Destatis notes that the statistics cover only "regulated insolvencies" — those conducted under formal court proceedings. Approximately 30 percent of all bankruptcies fall into this category, including those involving individual entrepreneurs such as company co-owners or former self-employed persons. They do not include voluntary liquidations or earlier restructurings, which suggests that the true scale of the problems may be even larger.
The situation of private consumers is no better. In the first through third quarters of 2025, 57,824 personal insolvency filings were submitted — 8.3 percent more than a year earlier. In September, 6,123 cases were recorded, a 7.9 percent increase. This is the cumulative effect of multiple factors: rising mortgage payments (averaging +15 percent since 2023), lost jobs, and savings eroded by inflation.

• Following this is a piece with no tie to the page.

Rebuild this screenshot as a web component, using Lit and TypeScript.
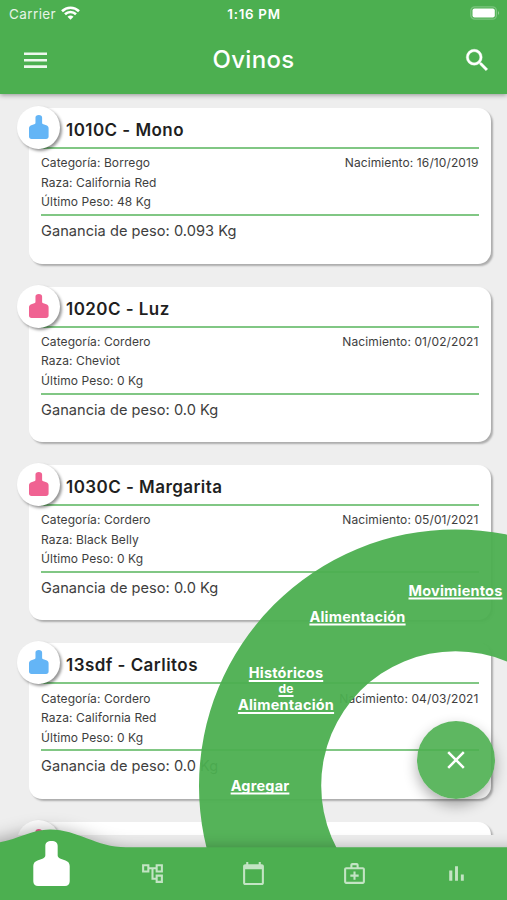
import { LitElement, html, css, svg } from "lit";
import { customElement, property } from "lit/decorators.js";

interface Sheep {
  title: string;
  category: string;
  breed: string;
  weight: string;
  birth: string;
  gain: string;
  male: boolean;
}

const FLOCK: Sheep[] = [
  { title: "1010C - Mono", category: "Borrego", breed: "California Red", weight: "48", birth: "16/10/2019", gain: "0.093", male: true },
  { title: "1020C - Luz", category: "Cordero", breed: "Cheviot", weight: "0", birth: "01/02/2021", gain: "0.0", male: false },
  { title: "1030C - Margarita", category: "Cordero", breed: "Black Belly", weight: "0", birth: "05/01/2021", gain: "0.0", male: false },
  { title: "13sdf - Carlitos", category: "Cordero", breed: "California Red", weight: "0", birth: "04/03/2021", gain: "0.0", male: true },
  { title: "", category: "", breed: "", weight: "", birth: "", gain: "", male: false },
];

const tag = svg`<path d="M11.900 4.800C11.900 1.800 14 0 18 0s6.100 1.800 6.100 4.800v9.400c0 1.500.7 2.400 2.300 3l5.400 2c2.800 1 4.200 2.700 4.200 5.600v15c0 3-1.700 4.700-4.700 4.700H4.700C1.700 44.500 0 42.800 0 39.800V24.800c0-2.900 1.400-4.600 4.200-5.600l5.400-2c1.600-.6 2.300-1.500 2.300-3z"/>`;

@customElement("sheep-card")
class SheepCard extends LitElement {
  @property({ attribute: false }) item!: Sheep;

  static styles = css`
    :host { display: block; position: relative; height: 155.4px; background: #fff; border-radius: 13px; box-shadow: 2px 2px 2px rgba(0, 0, 0, 0.28); box-sizing: border-box; padding: 0 12.500px 0 12px; color: #3e3e3e; }
    .avatar { position: absolute; left: -11.700px; top: -2px; width: 43px; height: 43px; border-radius: 50%; background: #fff; box-shadow: 2px 2px 3px rgba(0, 0, 0, 0.42); display: flex; align-items: center; justify-content: center; }
    .avatar svg { width: 19.600px; height: 24px; margin: -1px 0 0 0; fill: #64b5f6; }
    .avatar.female svg { fill: #f06292; }
    .title { height: 39px; box-sizing: border-box; padding-left: 25px; font-size: 17px; line-height: 45.200px; font-weight: 600; letter-spacing: 0.45px; color: #1f1f1f; white-space: pre; }
    .rule { height: 2px; background: #81c784; }
    .info { display: flex; justify-content: space-between; height: 65px; box-sizing: border-box; padding-top: 4.300px; font-size: 12px; line-height: 19.500px; letter-spacing: 0.08px; }
    .birth { letter-spacing: 0.1px; }
    .gain { font-size: 14.600px; line-height: 30.200px; letter-spacing: 0.03px; }
  `;

  render() {
    const s = this.item;
    return html`
      <div class="title">${s.title}</div>
      <div class="rule"></div>
      ${s.title
        ? html`<div class="info">
              <div>
                <div>Categoría: ${s.category}</div>
                <div>Raza: ${s.breed}</div>
                <div>Último Peso: ${s.weight} Kg</div>
              </div>
              <div class="birth">Nacimiento: ${s.birth}</div>
            </div>
            <div class="rule"></div>
            <div class="gain">Ganancia de peso: ${s.gain} Kg</div>`
        : ""}
      <div class="avatar ${s.male ? "" : "female"}"><svg viewBox="0 0 36 44.5" preserveAspectRatio="none">${tag}</svg></div>
    `;
  }
}

@customElement("app-root")
class AppRoot extends LitElement {
  static styles = css`
    :host { display: flex; flex-direction: column; position: relative; width: 507px; height: 900px; overflow: hidden; background: #eee; font-family: Inter, sans-serif; }
    .bar { flex: none; height: 94px; background: #4caf50; color: #fff; box-shadow: 0 1px 5px rgba(0, 0, 0, 0.4); position: relative; z-index: 1; }
    .status { height: 26px; display: grid; grid-template-columns: 1fr auto 1fr; align-items: center; padding: 1px 8px 0 9px; }
    .carrier { display: flex; align-items: center; gap: 6px; font-size: 13.500px; letter-spacing: 0.4px; color: #e6f4e6; }
    .carrier svg { margin: -3px 0 0 -1px; }
    .time { font-weight: 600; font-size: 13.300px; letter-spacing: 0.75px; }
    .battery { justify-self: end; display: block; margin: -2px -1px 0 0; }
    .tools { height: 65px; display: grid; grid-template-columns: 1fr auto 1fr; align-items: center; padding: 0 18px 0 18px; }
    .tools svg { display: block; }
    .tools svg:first-child { margin-left: 6px; }
    .tools svg:last-child { justify-self: end; }
    .heading { font-size: 24px; font-weight: 500; letter-spacing: 0.3px; }
    .list { flex: none; height: 741px; box-sizing: border-box; overflow: hidden; padding: 14.200px 16px 0 29px; display: flex; flex-direction: column; gap: 23px; }
    .list sheep-card { flex: none; }
    .nav { position: absolute; left: 0; bottom: 0; width: 507px; height: 100px; }
    .wave { display: block; width: 507px; height: 100px; overflow: visible; }
    .items { position: absolute; inset: 46px 0 0 0; display: grid; grid-template-columns: repeat(5, 1fr); align-items: center; justify-items: center; }
    .items svg { fill: #c3e4c4; display: block; }
    .items .active { fill: #fff; margin-top: -19px; margin-left: 2px; }
    .ring { position: absolute; left: 0; top: 0; width: 507px; height: 900px; }
    .link { position: absolute; transform: translate(-50%, -50%); color: #fff; font-weight: 700; font-size: 14.500px; letter-spacing: 0.2px; line-height: 17px; text-align: center; text-decoration: underline; text-decoration-thickness: 1.500px; text-underline-offset: 2px; text-decoration-skip-ink: none; white-space: nowrap; }
    .add { left: 260px; top: 785px; }
    .history { left: 286px; top: 688.500px; }
    .history div { line-height: 16px; }
    .history .of { font-size: 12px; }
    .feed { left: 357.500px; top: 616px; }
    .moves { left: 455.500px; top: 590px; }
    .fab { position: absolute; left: 416.500px; top: 720.500px; width: 78px; height: 78px; border-radius: 50%; background: rgba(76, 175, 80, 0.9); box-shadow: 0 6px 14px rgba(0, 0, 0, 0.32); display: flex; align-items: center; justify-content: center; }
  `;

  render() {
    return html`
      <div class="bar">
        <div class="status">
          <div class="carrier">
            <span>Carrier</span>
            <svg width="19" height="14" viewBox="0 0 19 14" fill="none" stroke="#fff" stroke-width="2.600"><path d="M1 5.200c4.800-4.600 12.200-4.600 17 0M4 8.300c3.100-3 7.900-3 11 0"/><path d="M6.500 10.700q3-2.500 6 0l-3 3z" fill="#fff" stroke="none"/></svg>
          </div>
          <span class="time">1:16 PM</span>
          <svg class="battery" width="30" height="14" viewBox="0 0 30 14"><rect x=".8" y=".8" width="25.600" height="12.400" rx="4" fill="none" stroke="#7cc57f" stroke-width="1.300"/><rect x="2.500" y="2.500" width="22.300" height="9" rx="2" fill="#fff"/><path d="M28 5q2 2 0 4z" fill="#94cf96"/></svg>
        </div>
        <div class="tools">
          <svg width="23" height="16" viewBox="0 0 23 16" fill="#eef8ee"><path d="M0 .5h23v2.600H0zM0 6.900h23v2.600H0zM0 13.300h23v2.600H0z"/></svg>
          <span class="heading">Ovinos</span>
          <svg width="24" height="24" viewBox="2 2 19.500 19.500" fill="#fff" stroke="#fff" stroke-width=".3"><path d="M15.500 14h-.79l-.28-.27A6.471 6.471 0 0 0 16 9.500 6.500 6.500 0 1 0 9.500 16c1.610 0 3.090-.59 4.230-1.570l.27.28v.79l5 4.990L20.490 19l-4.990-5zm-6 0C7.010 14 5 11.990 5 9.500S7.010 5 9.500 5 14 7.010 14 9.500 11.990 14 9.500 14z"/></svg>
        </div>
      </div>
      <div class="list">${FLOCK.map((s) => html`<sheep-card .item=${s}></sheep-card>`)}</div>

      <svg class="ring" viewBox="0 0 507 900"><path fill="#4caf50" fill-opacity=".95" fill-rule="evenodd" d="M199 786a256.500 256.500 0 1 0 513 0a256.500 256.500 0 1 0-513 0zM321.200 785.500a134.300 134.300 0 1 1 268.600 0a134.300 134.300 0 1 1-268.600 0z"/></svg>
      <div class="link add">Agregar</div>
      <div class="link history"><div>Históricos</div><div class="of">de</div><div>Alimentación</div></div>
      <div class="link feed">Alimentación</div>
      <div class="link moves">Movimientos</div>
      <div class="fab"><svg width="18" height="18" viewBox="0 0 18 18" stroke="#fff" stroke-width="2.500"><path d="M1.200 1.200l15.600 15.600M16.800 1.200L1.200 16.800"/></svg></div>

      <div class="nav">
        <svg class="wave" viewBox="0 0 507 100">
          <defs><filter id="shade" x="-20%" y="-60%" width="140%" height="220%"><feGaussianBlur stdDeviation="8.500"/></filter></defs>
          <path filter="url(#shade)" fill="#000" fill-opacity=".34" d="M-30 46C0 43 20 31 50 31C80 31 100 49 130 49.500H540V130H-30z"/>
          <path fill="#4caf50" d="M0 42.300C18 39 32 29.500 50 29.500C78 29.500 96 47.300 126 47.300H507V100H0z"/>
        </svg>
        <div class="items">
          <svg class="active" width="37" height="45" viewBox="0 0 36 44.5">${tag}</svg>
          <svg width="25" height="25" viewBox="0 0 24 24"><path d="M22 11V3h-7v3H9V3H2v8h7V8h2v10h4v3h7v-8h-7v3h-2V8h2v3h7zM7 9H4V5h3v4zm10 6h3v4h-3v-4zm0-10h3v4h-3V5z"/></svg>
          <svg width="25" height="25" viewBox="0 0 24 24"><path d="M20 3h-1V1h-2v2H7V1H5v2H4c-1.100 0-2 .9-2 2v16c0 1.100.9 2 2 2h16c1.100 0 2-.9 2-2V5c0-1.100-.9-2-2-2zm0 18H4V8h16v13z"/></svg>
          <svg width="25" height="25" viewBox="0 0 24 24"><path d="M20 6h-4V4c0-1.100-.9-2-2-2h-4c-1.100 0-2 .9-2 2v2H4c-1.100 0-2 .9-2 2v12c0 1.100.9 2 2 2h16c1.100 0 2-.9 2-2V8c0-1.100-.9-2-2-2zM10 4h4v2h-4V4zm10 16H4V8h16v12zm-9-2h2v-3h3v-2h-3v-3h-2v3H8v2h3z"/></svg>
          <svg width="25" height="25" viewBox="0 0 24 24"><path d="M5 9.200h3V19H5zM10.600 5h2.800v14h-2.800zm5.600 8H19v6h-2.800z"/></svg>
        </div>
      </div>
    `;
  }
}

"Many Germans must choose between their electricity bills and food," says Prof. Anna Berger, a sociologist at the University of Munich.
In 2025, growth in insolvencies is concentrated in the eastern Länder, such as Mecklenburg-Western Pomerania, where unemployment exceeds 8 percent. The federal government has announced an expansion of assistance programs, including loan subsidies, but opposition critics accuse it of a belated response.
Germany enters 2026 with a projected GDP growth rate of just 0.5 percent, according to the IMF — the lowest in the EU. Destatis notes that the November data are "experimental" — based on current court notifications, with an approximately three-month lag from the actual filing date. The rise in insolvencies in Germany is reverberating across the entire EU. As the largest economy, Germany is dragging down forecasts for the whole eurozone — and this affects Poland as well. "We must diversify our markets before the German recession hits us harder," advise experts from the Polish Economic Institute.